* [SHORT EXERCISE] Look at the data below and print exactly the lines from its first line through the line with "const TABS = ['диагностика', 'CITROEN"; the pictures stay out of the copy.

## BEGIN SUPPLIED INFORMATION

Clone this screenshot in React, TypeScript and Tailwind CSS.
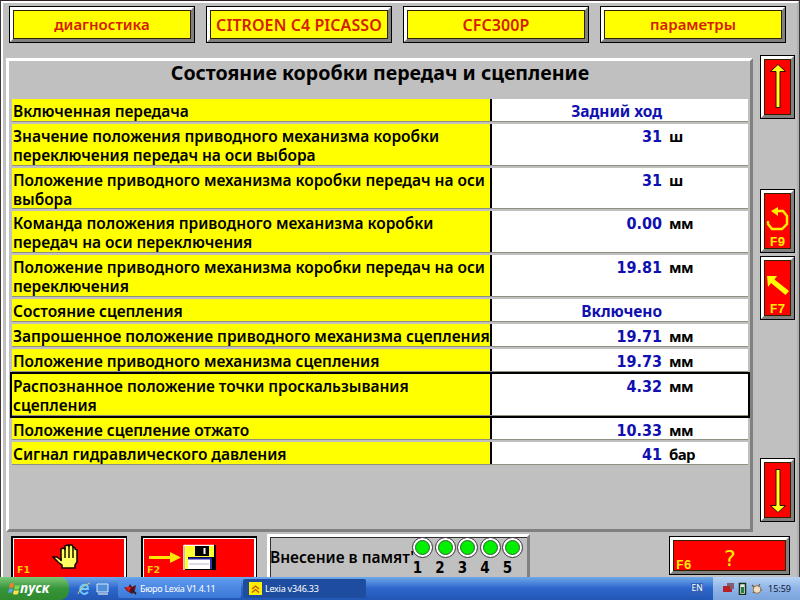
import React from 'react'
import { clsx } from 'clsx'

type Row = { label: string[]; value: string; unit?: string; selected?: boolean }

const TABS = ['диагностика', 'CITROEN C4 PICASSO', 'CFC300P', 'параметры']

const ROWS: Row[] = [
  { label: ['Включенная передача'], value: 'Задний ход' },
  { label: ['Значение положения приводного механизма коробки', 'переключения передач на оси выбора'], value: '31', unit: 'ш' },
  { label: ['Положение приводного механизма коробки передач на оси', 'выбора'], value: '31', unit: 'ш' },
  { label: ['Команда положения приводного механизма коробки', 'передач на оси переключения'], value: '0.00', unit: 'мм' },
  { label: ['Положение приводного механизма коробки передач на оси', 'переключения'], value: '19.81', unit: 'мм' },
  { label: ['Состояние сцепления'], value: 'Включено' },
  { label: ['Запрошенное положение приводного механизма сцепления'], value: '19.71', unit: 'мм' },
  { label: ['Положение приводного механизма сцепления'], value: '19.73', unit: 'мм' },
  { label: ['Распознанное положение точки проскальзывания', 'сцепления'], value: '4.32', unit: 'мм', selected: true },
  { label: ['Положение сцепление отжато'], value: '10.33', unit: 'мм' },
  { label: ['Сигнал гидравлического давления'], value: '41', unit: 'бар' },
]

export default function App() {
  return (
    <div className="flex h-[600px] w-[800px] flex-col overflow-hidden bg-[#c0c0c0] font-['Noto_Sans',sans-serif] font-bold text-black">
      <div className="flex h-[577px] flex-col overflow-hidden border-t border-r border-l border-t-[#302028] border-r-[#403838] border-l-[#403838]">
        <div className="flex h-[576px] flex-col border-t-2 border-r-2 border-l-2 border-t-white border-r-[#b0b0b0] border-l-white">
          {/* Breadcrumb buttons */}
          <div className="flex h-[55px] shrink-0 gap-[11px] pt-[3px] pl-[6px]">
            {TABS.map((tab, i) => (
              <Bevel key={tab} className="h-[37px] w-[186px]" face="bg-[#ffff00]">
                <span
                  className={clsx(
                    'leading-none font-semibold whitespace-nowrap text-[#d42000]',
                    i === 1 || i === 2 ? 'text-[16px] tracking-[0.08px]' : 'text-[15px]',
                  )}
                >
                  {tab}
                </span>
              </Bevel>
            ))}
          </div>

          <div className="flex h-[474px] shrink-0 pl-[3px]">
            <Measurements />
            {/* Side buttons */}
            <div className="-mt-[3px] ml-[7px] flex flex-col">
              <Bevel className="h-[64px] w-[35px]" face="bg-[#ff0000]">
                <Arrow />
              </Bevel>
              <Bevel className="mt-[70px] h-[64px] w-[35px]" face="bg-[#ff0000]">
                <SideKey label="F9">
                  <path d="M2 14v3l4 5h10l5-5V9l-4-5H9" fill="none" stroke="#ffee00" strokeWidth="2.400" />
                  <path d="M5 4l7-4v9z" fill="#ffee00" />
                </SideKey>
              </Bevel>
              <Bevel className="mt-[3px] h-[64px] w-[35px]" face="bg-[#ff0000]">
                <SideKey label="F7">
                  <path d="M1 2h10L8.500 5.500 23 17l-3.500 4L5 9l-3 4z" fill="#ffff00" />
                </SideKey>
              </Bevel>
              <Bevel className="mt-[138px] h-[64px] w-[35px]" face="bg-[#ff0000]">
                <Arrow down />
              </Bevel>
            </div>
          </div>

          {/* Function keys */}
          <div className="flex h-[45px] shrink-0 pl-[8px]">
            <FunctionKey label="F1" className="mt-[4px] w-[116px]">
              <Hand />
            </FunctionKey>
            <FunctionKey label="F2" className="mt-[4px] ml-[14px] w-[116px]">
              <SaveIcon />
            </FunctionKey>
            <div className="mt-[2px] ml-[10px] flex w-[263px] border-t-[3px] border-r-[3px] border-l-[3px] border-t-white border-r-[#808080] border-l-white">
              <div className="flex w-full border-t border-l border-[#303030]">
                <span className="mt-[10px] -ml-[1px] h-[20px] w-[142px] shrink-0 text-[15.500px] leading-[18px] font-semibold whitespace-nowrap">
                  Внесение в памят'
                </span>
                <div className="-mt-px flex gap-[1.500px]">
                  {[1, 2, 3, 4, 5].map(n => (
                    <div key={n} className="flex w-[21px] flex-col items-center">
                      <span className="size-[21px] shrink-0 rounded-full border border-[#333] bg-white p-[2px]">
                        <span className="block size-full rounded-full border border-[#306030] bg-[#00f000]" />
                      </span>
                      <span className="mt-px mr-[10px] font-['DejaVu_Sans_Condensed','DejaVu_Sans',sans-serif] text-[15px] leading-[19px]">{n}</span>
                    </div>
                  ))}
                </div>
              </div>
            </div>
            <Bevel className="mt-[4px] ml-[139px] h-[39px] w-[121px]" face="bg-[#ff0000]">
              <div className="relative flex size-full items-center justify-center text-[#ffee00]">
                <span className="mt-[6px] font-['DejaVu_Sans_Mono',monospace] text-[22px] leading-none font-normal">?</span>
                <span className="absolute -bottom-px left-[2px] font-['Liberation_Mono',monospace] text-[13px] leading-[10px]">F6</span>
              </div>
            </Bevel>
          </div>
        </div>
      </div>
      <Taskbar />
    </div>
  )
}

function Measurements() {
  return (
    <div className="w-[747px] border-[3px] border-t-white border-r-[#808080] border-b-[#808080] border-l-white pl-[3px]">
      <h1 className="h-[38px] pr-[2px] text-center text-[19.600px] leading-[24px] whitespace-nowrap">
        Состояние коробки передач и сцепление
      </h1>
      {ROWS.map((row, i) => (
        <div key={i} className={clsx('relative w-[736px]', row.label.length > 1 ? 'h-[43.800px]' : 'h-[24.900px]')}>
          <div className="flex h-[calc(100%-2px)] border-b border-[#909080] text-[15.500px] leading-[19px] font-semibold tracking-[-0.03px] whitespace-nowrap">
            <div className="w-[480px] border-r-2 border-black bg-[#ffff00] pt-[3px] pl-[1px]">
              {row.label.map(line => (
                <div key={line} className="h-[19px]">
                  {line}
                </div>
              ))}
            </div>
            <div className="flex flex-1 bg-white pt-[3px]">
              <span
                className={clsx(
                  'w-[170px] text-right text-[#1010b0]',
                  row.unit
                    ? "font-['DejaVu_Sans_Condensed','DejaVu_Sans',sans-serif] text-[16px] font-bold tracking-normal"
                    : 'font-bold tracking-[-0.05px]',
                )}
              >
                {row.value}
              </span>
              <span className="ml-[7px] text-[15px] font-bold tracking-[-0.600px]">{row.unit}</span>
            </div>
          </div>
          {row.selected && <div className="absolute -inset-x-[2px] -top-[2px] bottom-0 border-[2px] border-black" />}
        </div>
      ))}
    </div>
  )
}

function Bevel({ className, face, children }: { className: string; face: string; children: React.ReactNode }) {
  return (
    <div className={clsx('shrink-0 border border-black', className)}>
      <div className="size-full border-[3px] border-t-white border-r-[#808080] border-b-[#808080] border-l-white">
        <div className={clsx('flex size-full items-center justify-center border border-[#302000]', face)}>{children}</div>
      </div>
    </div>
  )
}

function Arrow({ down = false }: { down?: boolean }) {
  return (
    <svg className={clsx('h-[48px] w-[18px]', down && 'rotate-180')} viewBox="0 0 18 48">
      <path d="M9 1.500L1.500 8.500H7v36h4V8.500h5.500z" fill="#ffff20" stroke="#301000" strokeWidth="1" />
    </svg>
  )
}

function SideKey({ label, children }: { label: string; children: React.ReactNode }) {
  return (
    <div className="flex size-full flex-col items-center justify-between pt-[13px] text-[#ffee00]">
      <svg className="h-[24px] w-[24px]" viewBox="0 0 24 24">
        {children}
      </svg>
      <span className="font-['Liberation_Mono',monospace] text-[13px] leading-[10px]">{label}</span>
    </div>
  )
}

function FunctionKey({ label, className, children }: { label: string; className: string; children: React.ReactNode }) {
  return (
    <div className={clsx('shrink-0 border-t-2 border-r border-l-2 border-black', className)}>
      <div className="relative flex h-full justify-center border-t border-r-2 border-l border-white bg-[#ff0000]">
        {children}
        <span className="absolute bottom-[2px] left-[3px] font-['DejaVu_Sans',sans-serif] text-[9.500px] leading-[10px] text-[#ffcc00]">
          {label}
        </span>
      </div>
    </div>
  )
}

function Hand() {
  return (
    <svg className="mt-[5px] -ml-[8px] h-[26px] w-[27px]" viewBox="0 0 27 26">
      <path
        d="M1 13h4l4 3V5l2-1 2 1V2l2-1 2 1V1h3l1 2 2 1V5l2 1v12l-2 3v3H10v-3l-4-3z"
        fill="#ffff60"
        stroke="#100000"
        strokeWidth="1.500"
      />
      <path d="M13 4v10M17 2v12M21 3v11M9 14v3" stroke="#100000" strokeWidth="1.400" />
    </svg>
  )
}

function SaveIcon() {
  return (
    <svg className="mt-[5px] -ml-[32px] h-[27px] w-[70px]" viewBox="0 0 70 27">
      <path d="M1 12h21V8l11 5.500L22 19v-4H1z" fill="#ffe800" />
      <path d="M36 1h32v25H36z" fill="#000" />
      <path d="M36 1v25M36 1.500h30" stroke="#fff" strokeWidth="1.500" />
      <path d="M37 2h29v11H37zM37 13h3v12h-3z" fill="#ffff30" />
      <path d="M47 2h14v10H47z" fill="#000" />
      <path d="M55.500 4h2v6h-2z" fill="#fff" />
      <path d="M40 14h24v11H40z" fill="#fff" />
      <path d="M40 14.500h24M63 15v10" stroke="#2020a0" strokeWidth="1.800" />
      <path d="M41 20h20" stroke="#b8b8c8" />
    </svg>
  )
}

function Taskbar() {
  return (
    <div className="flex h-[23px] shrink-0 items-stretch bg-linear-to-b from-[#6fa8e8] via-[#2d66cc] to-[#2256b4] font-['Noto_Sans',sans-serif] font-normal text-white">
      <div className="flex w-[69px] items-center rounded-r-[9px] bg-linear-to-b from-[#7cc878] via-[#35953a] to-[#2f8a2c] pl-[8px]">
        <svg className="h-[14px] w-[13px] shrink-0" viewBox="0 0 13 14">
          <path d="M2 2q2-2 4 0L5 6Q3 5 1 6z" fill="#f08030" />
          <path d="M7 3q2 1 5 0l-1 4q-3 1-5 0z" fill="#80d850" />
          <path d="M1 7q2-1 4 0l-1 4q-2-1-4 0z" fill="#60a0f0" />
          <path d="M6 8q2 1 5 0l-1 4q-3 1-5 0z" fill="#ffe050" />
        </svg>
        <span className="-ml-[1px] font-['Open_Sans',sans-serif] text-[13.500px] leading-none font-bold italic">пуск</span>
      </div>
      <div className="flex w-[49px] items-center gap-[5px] pl-[8px]">
        <svg className="h-[14px] w-[14px]" viewBox="0 0 14 14">
          <path d="M11 10q-4 4-7 0-2-5 2-7 5-1 5 4H4" fill="none" stroke="#70c8ff" strokeWidth="2" />
          <path d="M1 12Q3 5 13 1" fill="none" stroke="#e0d060" strokeWidth="1" />
        </svg>
        <svg className="h-[12px] w-[13px]" viewBox="0 0 13 12">
          <path d="M1 1h11v8H1z" fill="#5090d8" stroke="#d8e8f8" />
          <path d="M2 11h10" stroke="#c0d0e0" strokeWidth="1.500" />
        </svg>
      </div>
      <div className="my-[2px] flex w-[123px] items-center rounded-[2px] bg-linear-to-b from-[#5b97ec] to-[#3b78d8] pl-[6px]">
        <svg className="h-[12px] w-[13px] shrink-0" viewBox="0 0 13 12">
          <path d="M0 4l4 1 2-4 2 3 4-2-1 5-3 4-5-3z" fill="#601018" />
          <path d="M1 4l4 5 2-5z" fill="#e02020" />
          <path d="M8 7l4 4" stroke="#222" strokeWidth="2" />
        </svg>
        <span className="ml-[3px] text-[9px] leading-none tracking-[-0.3px] whitespace-nowrap">Бюро Lexia V1.4.11</span>
      </div>
      <div className="my-[2px] ml-[2px] flex w-[123px] items-center rounded-[2px] bg-[#1e4c9e] pl-[6px]">
        <svg className="h-[13px] w-[13px] shrink-0" viewBox="0 0 13 13">
          <path d="M0 0h13v13H0z" fill="#ffee00" />
          <path d="M3 7l3.500-3L10 7M3 10.500l3.500-3 3.500 3" fill="none" stroke="#c05010" strokeWidth="1.300" />
        </svg>
        <span className="ml-[3px] text-[9px] leading-none tracking-[-0.25px] whitespace-nowrap">Lexia v346.33</span>
      </div>
      <div className="ml-auto flex w-[109px] items-center">
        <span className="flex h-[12px] w-[12px] items-center justify-center bg-[#3160b8] text-[8.500px] leading-none">EN</span>
      </div>
      <div className="-ml-[87px] flex w-[87px] items-center bg-linear-to-b from-[#b8d4f4] via-[#8fb4e8] to-[#7aa4dc] pl-[9px] text-[#101830]">
        <svg className="h-[13px] w-[41px] shrink-0" viewBox="0 0 41 13">
          <path d="M5 1h7v6H5z" fill="#806070" />
          <path d="M1 4h7v6H1zM6 7h4v3H6z" fill="#b82028" />
          <path d="M17.500 1.500h6v11h-6z" fill="#e8f0e8" stroke="#183018" strokeWidth="1.500" />
          <path d="M19 5h3v6h-3z" fill="#208040" />
          <path d="M30 3l4 4 4-5M31 11l3-4 6 1" fill="none" stroke="#705030" strokeWidth="1.200" />
          <circle cx="35" cy="7.500" r="3.800" fill="#f0e0c0" stroke="#907050" />
        </svg>
        <span className="ml-[5px] text-[9px] leading-none">15:59</span>
      </div>
    </div>
  )
}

## END SUPPLIED INFORMATION

* [SOLUTION TO THE PROBLEM]
Clone this screenshot in React, TypeScript and Tailwind CSS.
import React from 'react'
import { clsx } from 'clsx'

type Row = { label: string[]; value: string; unit?: string; selected?: boolean }

const TABS = ['диагностика', 'CITROEN C4 PICASSO', 'CFC300P', 'параметры']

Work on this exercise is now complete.